Arrived at the farm while the first participant was just saddling her horse. Mark came out of the barn and immediately engaged me. What an amazing presence he had. There were no other auditors and seemingly no other riders about just then. He sat down beside me and we chatted and connected while his first rider was getting ready. Then during that first lesson it felt like he was talking to me—explaining what he was doing and what he was feeling from the horse. He made me feel like I was the only person there.

Then on to the next horse and rider. Only she wasn't riding and wanted Mark to ride this horse. Apparently she had been studying with him for some time and he knew her horse. Everything appeared to be so normal. I am describing all this as what came next turned out not to be anything but normal.

He saddled the horse and walked it over to the mounting block. He put his left foot in the stirrup and just barely began to swing his right leg over the horse's back when the horse exploded. Exploded is the only word for the what happened as it was all over.

The body that landed on the ground looked child sized—there was no being, no soul, no energy left. I had a hard time equating what was lying there with the man I had just met and been talking with. Alive he was truly larger than life. And now he was gone.

The speed with which this happened, the unexpectedness of it, and to be confronted by death shook my soul. That this happened around horses—and that horses are—my life, my release, my place of being, my refuge, my solace, my love, my passion. How could I take in what happened and internalize it in such a way that it would not foreshadow my enjoyment of them?
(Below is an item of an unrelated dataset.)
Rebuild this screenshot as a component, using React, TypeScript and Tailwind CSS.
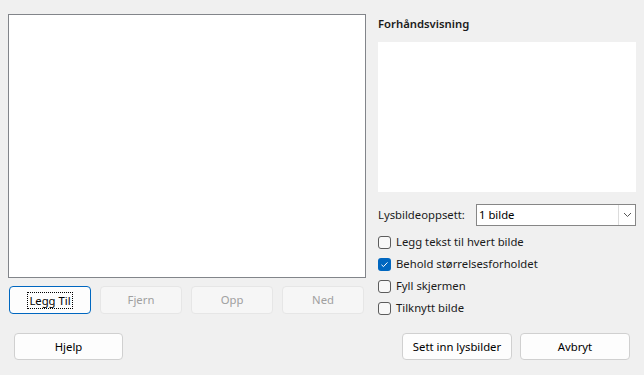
import React from "react";

const font = { fontFamily: '"Noto Sans", "Open Sans", sans-serif' };

function Btn({ label, w, disabled, focused }: { label: string; w: string; disabled?: boolean; focused?: boolean }) {
  const base = "flex items-center justify-center rounded-[4px] text-[11.3px] leading-[16px] " + w;
  if (disabled)
    return <div className={base + " h-[28px] border border-[#e6e6e6] bg-[#f6f6f6] text-[#a0a0a0]"}>{label}</div>;
  if (focused)
    return (
      <div className={base + " h-[28px] border-[1.5px] border-[#0067c0] bg-[#fdfdfd] text-black"}>
        <span className="border border-dotted border-black px-[1px] leading-[15px]">{label}</span>
      </div>
    );
  return <div className={base + " h-[27px] border border-[#d0d0d0] bg-[#fdfdfd] text-black"}>{label}</div>;
}

function Check({ label, checked }: { label: string; checked?: boolean }) {
  return (
    <div className="flex items-center h-[22px]">
      {checked ? (
        <div className="w-[13px] h-[13px] rounded-[3px] bg-[#0067c0] flex items-center justify-center">
          <svg width="9" height="9" viewBox="0 0 9 9">
            <path d="M1.5 4.8 L3.5 6.6 L7.5 2.4" stroke="white" strokeWidth="1" fill="none" />
          </svg>
        </div>
      ) : (
        <div className="w-[13px] h-[13px] rounded-[3px] border border-[#5c5c5c] bg-[#f8f8f8]" />
      )}
      <span className="ml-[5px] text-[11.3px] leading-[16px] text-[#1a1a1a]">{label}</span>
    </div>
  );
}

export default function App() {
  return (
    <div className="w-[644px] h-[375px] bg-[#f0f0f0] flex flex-col" style={font}>
      <div className="flex pl-[8px] pt-[14px]">
        <div className="w-[358px] flex flex-col">
          <div className="h-[264px] border border-[#82858a] bg-white" />
          <div className="flex gap-[9px] mt-[8px] ml-[1px]">
            <Btn label="Legg Til" w="w-[82px]" focused />
            <Btn label="Fjern" w="w-[82px]" disabled />
            <Btn label="Opp" w="w-[82px]" disabled />
            <Btn label="Ned" w="w-[82px]" disabled />
          </div>
        </div>
        <div className="ml-[12px] w-[258px] flex flex-col">
          <div className="mt-[2px] h-[16px] text-[11.3px] leading-[16px] font-semibold text-[#1a1a1a]">Forhåndsvisning</div>
          <div className="mt-[10px] h-[150px] bg-white" />
          <div className="mt-[12px] flex items-center h-[22px]">
            <span className="w-[98px] text-[11.3px] leading-[16px] text-[#1a1a1a]">Lysbildeoppsett:</span>
            <div className="flex-1 h-[22px] border border-[#868686] bg-white flex">
              <span className="flex-1 pl-[2px] text-[11.3px] leading-[20px] text-black">1 bilde</span>
              <div className="w-[17px] border-l border-[#dcdcdc] flex items-center justify-center">
                <svg width="9" height="6" viewBox="0 0 9 6">
                  <path d="M1 1 L4.5 4.5 L8 1" stroke="#555" strokeWidth="1" fill="none" />
                </svg>
              </div>
            </div>
          </div>
          <div className="mt-[5px] flex flex-col">
            <Check label="Legg tekst til hvert bilde" />
            <Check label="Behold størrelsesforholdet" checked />
            <Check label="Fyll skjermen" />
            <Check label="Tilknytt bilde" />
          </div>
        </div>
      </div>
      <div className="mt-[14px] flex justify-between px-[14px]">
        <Btn label="Hjelp" w="w-[109px]" />
        <div className="flex gap-[8px]">
          <Btn label="Sett inn lysbilder" w="w-[110px]" />
          <Btn label="Avbryt" w="w-[110px]" />
        </div>
      </div>
    </div>
  );
}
There was no place for me to turn as I was at a facility I did not know, with people I did not know, in a town I did not know. I was alone. Here we are again at that word. Alone. I recognize that at crisis times I want to reach out. To just talk to Robert and share and be held. This is what we did throughout our lives together—shared with each other.

I recognized a need to share what I had witnessed with others. And so I kept telling and retelling the event as I experienced it. Trying to come to terms with what I saw and make sense of it—if such a thing was possible.

My thoughts turned to his wife, who had no idea what had happened. She would be getting a phone call that would say what?!?!? She was a widow and she did not know it yet. I remembered of my time with Rob, and that in the end I sat and watched and waited for a few weeks. Knowing the end was coming just not when. Not sure it makes much of a difference expecting death or having it come out of nowhere. Death is not something you can ever prepare yourself for. Oh you think that knowing it is coming makes it easier. I am not so sure having lived with it hanging over us. In the end death is sudden when it happens, no matter how it happens.